Tom Lethbridge, who died in 1971, wrote a number of exciting and highly readable books. They form a collection which has been called one of the most fascinating records of paranormal research ever gathered, which are only just beginning to be fully appreciated.

Combining the skills of a scientist with a completely open mind, he conducted a series of experiments which convinced him of a master plan beyond evolution and physical death. Colin Wilson called him a man whose gifts were far ahead of his time and credited him with one of the most remarkable and original minds in parapsychology.

Of all the works of the great writers and philosophers, gurus and sages I have read, Lethbridge emerges as the clearest, brightest and altogether most convincing of them all. This large-size Cambridge don, with his lifelong interest in digging up the past, started excavating in an entirely different manner when he decided to try dowsing when on an archeological expedition to the island of Lundy. He had retired from Cambridge to Devon at the age of 56 and had no interest in the occult. He did know, however, that dowsing - the ability to find things by using a forked twig, rod or similar instrument - is not only possible but has been known and practised for centuries. Science sneers at it, despite the countless books and papers on the subject, and more than a few members of learned societies have learnt to their cost that dabbling in such things can lead to ostracism.

Lethbridge's first attempt came when trying to locate volcanic dikes on Lundy which had been buried since the birth of civilisation. Using a hazel rod he found them all in quick succession and he rejoiced in his new found ability. It started him off on a journey into another world. Hidden objects did not stay hidden for long when Lethbridge was out and about with his rods, twigs or pendulum. There seemed to be nothing he could not detect. But was there? What about thoughts and emotions?

If you think we are now entering the land of fantasy you may be permitted to gulp and turn away. Fortunately, Tom Lethbridge, the respected archaeologist, was made of sterner and much more inquisitive stuff. He had proved to his complete satisfaction not only that dowsing worked but that it was "mind stuff" - the rod or pendulum was connected to the mind of the person holding it.

If you are still with me and are spluttering "why?" "how?" or "nonsense!" then you should start examining the evidence for yourself. I have to repeat that this phenomenon exists. It is clearly and fully documented. It really works, and can only be described as a kind of second sight. And if you ask me why more is not generally known about dowsing and why you were never told about it at school, I have to tell you that there are many other similar subjects regarded by our teachers and mentors as taboo. These things exist but to mention them brands you a weirdo or crank.

My only regret, at the close of my life, is that I have not spent much time actively investigating dowsing and other related wonders. Perhaps I have not been brave enough.
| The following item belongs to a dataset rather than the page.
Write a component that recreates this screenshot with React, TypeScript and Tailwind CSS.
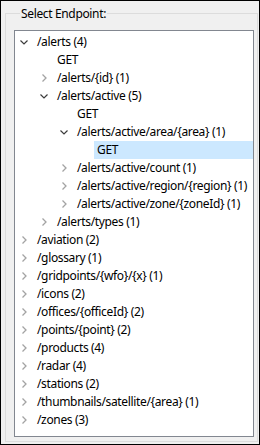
import React from "react";

type Node = { label: string; level: number; state: "open" | "closed" | "leaf"; selected?: boolean };

const rows: Node[] = [
  { label: "/alerts (4)", level: 0, state: "open" },
  { label: "GET", level: 1, state: "leaf" },
  { label: "/alerts/{id} (1)", level: 1, state: "closed" },
  { label: "/alerts/active (5)", level: 1, state: "open" },
  { label: "GET", level: 2, state: "leaf" },
  { label: "/alerts/active/area/{area} (1)", level: 2, state: "open" },
  { label: "GET", level: 3, state: "leaf", selected: true },
  { label: "/alerts/active/count (1)", level: 2, state: "closed" },
  { label: "/alerts/active/region/{region} (1)", level: 2, state: "closed" },
  { label: "/alerts/active/zone/{zoneId} (1)", level: 2, state: "closed" },
  { label: "/alerts/types (1)", level: 1, state: "closed" },
  { label: "/aviation (2)", level: 0, state: "closed" },
  { label: "/glossary (1)", level: 0, state: "closed" },
  { label: "/gridpoints/{wfo}/{x} (1)", level: 0, state: "closed" },
  { label: "/icons (2)", level: 0, state: "closed" },
  { label: "/offices/{officeId} (2)", level: 0, state: "closed" },
  { label: "/points/{point} (2)", level: 0, state: "closed" },
  { label: "/products (4)", level: 0, state: "closed" },
  { label: "/radar (4)", level: 0, state: "closed" },
  { label: "/stations (2)", level: 0, state: "closed" },
  { label: "/thumbnails/satellite/{area} (1)", level: 0, state: "closed" },
  { label: "/zones (3)", level: 0, state: "closed" },
];

const indents = ["w-[1px]", "w-[21px]", "w-[41px]", "w-[61px]"];

function Chevron({ state }: { state: Node["state"] }) {
  if (state === "leaf") return <span className="w-4 h-4 shrink-0" />;
  return (
    <svg width="16" height="16" viewBox="0 0 16 16" className="shrink-0" fill="none">
      {state === "open" ? (
        <polyline points="4.5,6.5 8,10 11.5,6.5" stroke="#3c3c3c" strokeWidth="1.2" />
      ) : (
        <polyline points="6.5,4.5 10,8 6.5,11.5" stroke="#a3a3a3" strokeWidth="1.3" />
      )}
    </svg>
  );
}

export default function App() {
  return (
    <div
      className="w-[260px] h-[445px] border border-black bg-[#f0f0f0] pt-[4px] pl-[4px] pr-[1px] pb-[2px] flex flex-col text-[12px] tracking-[-0.35px] text-black"
      style={{ fontFamily: '"Segoe UI", "Noto Sans", sans-serif' }}
    >
      <fieldset className="flex-1 flex flex-col border border-[#dcdcdc] pl-[8px] pr-[3px] pb-[4px] min-h-0">
        <legend className="ml-[6px] px-[1px] leading-[17px]">Select Endpoint:</legend>
        <div className="flex-1 mt-[8px] border border-[#828790] bg-white pt-[2px] overflow-hidden">
          {rows.map((r, i) => (
            <div key={i} className="flex items-center h-[18px]">
              <span className={`${indents[r.level]} shrink-0`} />
              <Chevron state={r.state} />
              <span
                className={`ml-[2px] pl-[3px] flex-1 h-[18px] leading-[18px] whitespace-nowrap ${
                  r.selected ? "bg-[#cce8ff]" : ""
                }`}
              >
                {r.label}
              </span>
            </div>
          ))}
        </div>
      </fieldset>
    </div>
  );
}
I have, however, met some sturdy souls who have defied convention and the wrath of their fellows by daring to cock a snook at dogma and accepted beliefs and have plunged through the curtain into that other world.

Tom Lethbridge's results proved to be not only accurate but repeatable, and he found the responses appeared to be governed by vibrations of various wavelengths. The wavelength of water, for instance, was different to that of metal. His principal instrument became the pendulum, and he found a lot depended on the length of the pendulum's cord. He was able to test not only for minerals but abstract things and qualities like anger, death, deceit. sleep, colours, male and female. How he achieved this you will have to find out for yourself, but he even tested for ghosts and life after death.

Now, you will say, that really is reaching out of this world into the heights of absurdity. Reaching out is right. Absurd it clearly isn't, once you begin to grasp the extent of Lethbridge's findings.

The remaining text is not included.